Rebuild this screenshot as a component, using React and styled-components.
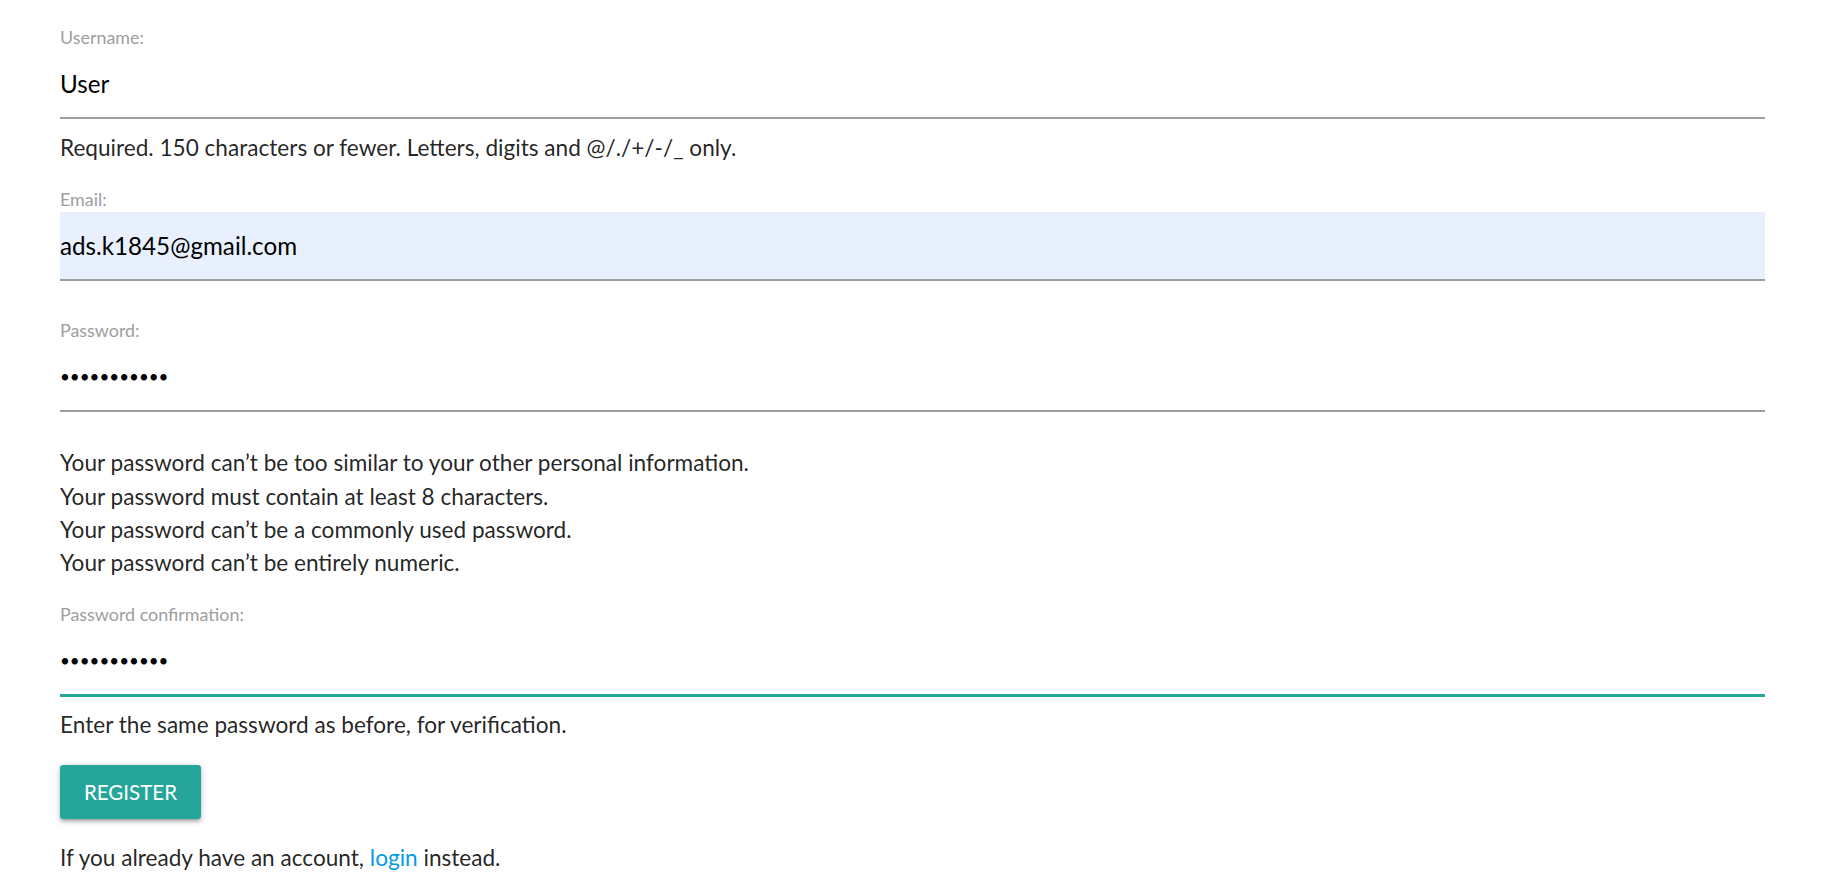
import React, { useEffect, useRef } from "react";
import styled, { createGlobalStyle } from "styled-components";

const GlobalStyle = createGlobalStyle`
  html, body {
    margin: 0;
    padding: 0;
    background: #ffffff;
  }
  body {
    font-family: Lato, "Open Sans", sans-serif;
    color: rgba(0, 0, 0, 0.87);
  }
  * { box-sizing: border-box; }
`;

const Page = styled.main`
  padding: 24px 61px 0 60px;
`;

const Form = styled.form`
  display: flex;
  flex-direction: column;
`;

const Field = styled.div`
  display: flex;
  flex-direction: column;
  margin-top: ${(p) => p.$gap || 0}px;
`;

const Label = styled.label`
  display: block;
  font-size: 17.9px;
  line-height: 26px;
  color: #9e9e9e;
`;

const Input = styled.input`
  display: block;
  width: 100%;
  height: 69px;
  margin: 0;
  padding: 0;
  border: none;
  border-bottom: 2px solid ${(p) => (p.$focused ? "#26a69a" : "#9e9e9e")};
  box-shadow: ${(p) => (p.$focused ? "0 1px 0 0 #26a69a" : "none")};
  border-radius: 0;
  outline: none;
  background: ${(p) => (p.$autofilled ? "#e8f0fe" : "transparent")};
  font-family: Lato, "Open Sans", sans-serif;
  font-size: ${(p) => (p.type === "password" ? "17px" : "24.2px")};
  color: #000;
  caret-color: #000;
`;

const HelpText = styled.p`
  margin: 12px 0 0;
  font-size: 22.6px;
  line-height: 33.3px;
  color: rgba(0, 0, 0, 0.87);
`;

const HelpList = styled.ul`
  list-style: none;
  margin: 34px 0 0;
  padding: 0;
`;

const HelpItem = styled.li`
  font-size: 22.6px;
  line-height: 33.3px;
  color: rgba(0, 0, 0, 0.87);
`;

const Actions = styled.div`
  display: flex;
  margin-top: 23px;
`;

const Button = styled.button`
  height: 54px;
  padding: 0 24px;
  border: none;
  border-radius: 3px;
  background: #26a69a;
  color: #ffffff;
  font-family: Lato, "Open Sans", sans-serif;
  font-size: 20.5px;
  line-height: 54px;
  text-transform: uppercase;
  cursor: pointer;
  box-shadow: 0 3px 3px 0 rgba(0, 0, 0, 0.14), 0 4px 1.5px -3px rgba(0, 0, 0, 0.12),
    0 1.5px 7px 0 rgba(0, 0, 0, 0.2);
`;

const Footer = styled.p`
  margin: 22px 0 0;
  font-size: 22.6px;
  line-height: 33.3px;
  color: rgba(0, 0, 0, 0.87);
`;

const Link = styled.a`
  color: #039be5;
  text-decoration: none;
`;

const passwordRules = [
  "Your password can\u2019t be too similar to your other personal information.",
  "Your password must contain at least 8 characters.",
  "Your password can\u2019t be a commonly used password.",
  "Your password can\u2019t be entirely numeric.",
];

export default function App() {
  const confirmRef = useRef(null);

  useEffect(() => {
    const el = confirmRef.current;
    if (el) {
      el.focus();
      const n = el.value.length;
      el.setSelectionRange(n, n);
    }
  }, []);

  return (
    <>
      <GlobalStyle />
      <Page>
        <Form onSubmit={(e) => e.preventDefault()}>
          <Field>
            <Label htmlFor="id_username">Username:</Label>
            <Input id="id_username" type="text" defaultValue="User" />
            <HelpText>Required. 150 characters or fewer. Letters, digits and @/./+/-/_ only.</HelpText>
          </Field>

          <Field $gap={22}>
            <Label htmlFor="id_email">Email:</Label>
            <Input id="id_email" type="email" defaultValue="ads.k1845@gmail.com" $autofilled />
          </Field>

          <Field $gap={36}>
            <Label htmlFor="id_password1">Password:</Label>
            <Input id="id_password1" type="password" defaultValue="abcdefghijk" />
            <HelpList>
              {passwordRules.map((r) => (
                <HelpItem key={r}>{r}</HelpItem>
              ))}
            </HelpList>
          </Field>

          <Field $gap={22}>
            <Label htmlFor="id_password2">Password confirmation:</Label>
            <Input
              id="id_password2"
              type="password"
              defaultValue="abcdefghijk"
              ref={confirmRef}
              $focused
            />
            <HelpText>Enter the same password as before, for verification.</HelpText>
          </Field>

          <Actions>
            <Button type="submit">Register</Button>
          </Actions>

          <Footer>
            If you already have an account, <Link href="#login">login</Link> instead.
          </Footer>
        </Form>
      </Page>
    </>
  );
}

▶ _Requirement_
Leave out the pictures and print every line of the data exactly.

▶ _Expected answer_
Rebuild this screenshot as a component, using React and styled-components.
import React, { useEffect, useRef } from "react";
import styled, { createGlobalStyle } from "styled-components";

const GlobalStyle = createGlobalStyle`
  html, body {
    margin: 0;
    padding: 0;
    background: #ffffff;
  }
  body {
    font-family: Lato, "Open Sans", sans-serif;
    color: rgba(0, 0, 0, 0.87);
  }
  * { box-sizing: border-box; }
`;

const Page = styled.main`
  padding: 24px 61px 0 60px;
`;

const Form = styled.form`
  display: flex;
  flex-direction: column;
`;

const Field = styled.div`
  display: flex;
  flex-direction: column;
  margin-top: ${(p) => p.$gap || 0}px;
`;

const Label = styled.label`
  display: block;
  font-size: 17.9px;
  line-height: 26px;
  color: #9e9e9e;
`;

const Input = styled.input`
  display: block;
  width: 100%;
  height: 69px;
  margin: 0;
  padding: 0;
  border: none;
  border-bottom: 2px solid ${(p) => (p.$focused ? "#26a69a" : "#9e9e9e")};
  box-shadow: ${(p) => (p.$focused ? "0 1px 0 0 #26a69a" : "none")};
  border-radius: 0;
  outline: none;
  background: ${(p) => (p.$autofilled ? "#e8f0fe" : "transparent")};
  font-family: Lato, "Open Sans", sans-serif;
  font-size: ${(p) => (p.type === "password" ? "17px" : "24.2px")};
  color: #000;
  caret-color: #000;
`;

const HelpText = styled.p`
  margin: 12px 0 0;
  font-size: 22.6px;
  line-height: 33.3px;
  color: rgba(0, 0, 0, 0.87);
`;

const HelpList = styled.ul`
  list-style: none;
  margin: 34px 0 0;
  padding: 0;
`;

const HelpItem = styled.li`
  font-size: 22.6px;
  line-height: 33.3px;
  color: rgba(0, 0, 0, 0.87);
`;

const Actions = styled.div`
  display: flex;
  margin-top: 23px;
`;

const Button = styled.button`
  height: 54px;
  padding: 0 24px;
  border: none;
  border-radius: 3px;
  background: #26a69a;
  color: #ffffff;
  font-family: Lato, "Open Sans", sans-serif;
  font-size: 20.5px;
  line-height: 54px;
  text-transform: uppercase;
  cursor: pointer;
  box-shadow: 0 3px 3px 0 rgba(0, 0, 0, 0.14), 0 4px 1.5px -3px rgba(0, 0, 0, 0.12),
    0 1.5px 7px 0 rgba(0, 0, 0, 0.2);
`;

const Footer = styled.p`
  margin: 22px 0 0;
  font-size: 22.6px;
  line-height: 33.3px;
  color: rgba(0, 0, 0, 0.87);
`;

const Link = styled.a`
  color: #039be5;
  text-decoration: none;
`;

const passwordRules = [
  "Your password can\u2019t be too similar to your other personal information.",
  "Your password must contain at least 8 characters.",
  "Your password can\u2019t be a commonly used password.",
  "Your password can\u2019t be entirely numeric.",
];

export default function App() {
  const confirmRef = useRef(null);

  useEffect(() => {
    const el = confirmRef.current;
    if (el) {
      el.focus();
      const n = el.value.length;
      el.setSelectionRange(n, n);
    }
  }, []);

  return (
    <>
      <GlobalStyle />
      <Page>
        <Form onSubmit={(e) => e.preventDefault()}>
          <Field>
            <Label htmlFor="id_username">Username:</Label>
            <Input id="id_username" type="text" defaultValue="User" />
            <HelpText>Required. 150 characters or fewer. Letters, digits and @/./+/-/_ only.</HelpText>
          </Field>

          <Field $gap={22}>
            <Label htmlFor="id_email">Email:</Label>
            <Input id="id_email" type="email" defaultValue="ads.k1845@gmail.com" $autofilled />
          </Field>

          <Field $gap={36}>
            <Label htmlFor="id_password1">Password:</Label>
            <Input id="id_password1" type="password" defaultValue="abcdefghijk" />
            <HelpList>
              {passwordRules.map((r) => (
                <HelpItem key={r}>{r}</HelpItem>
              ))}
            </HelpList>
          </Field>

          <Field $gap={22}>
            <Label htmlFor="id_password2">Password confirmation:</Label>
            <Input
              id="id_password2"
              type="password"
              defaultValue="abcdefghijk"
              ref={confirmRef}
              $focused
            />
            <HelpText>Enter the same password as before, for verification.</HelpText>
          </Field>

          <Actions>
            <Button type="submit">Register</Button>
          </Actions>

          <Footer>
            If you already have an account, <Link href="#login">login</Link> instead.
          </Footer>
        </Form>
      </Page>
    </>
  );
}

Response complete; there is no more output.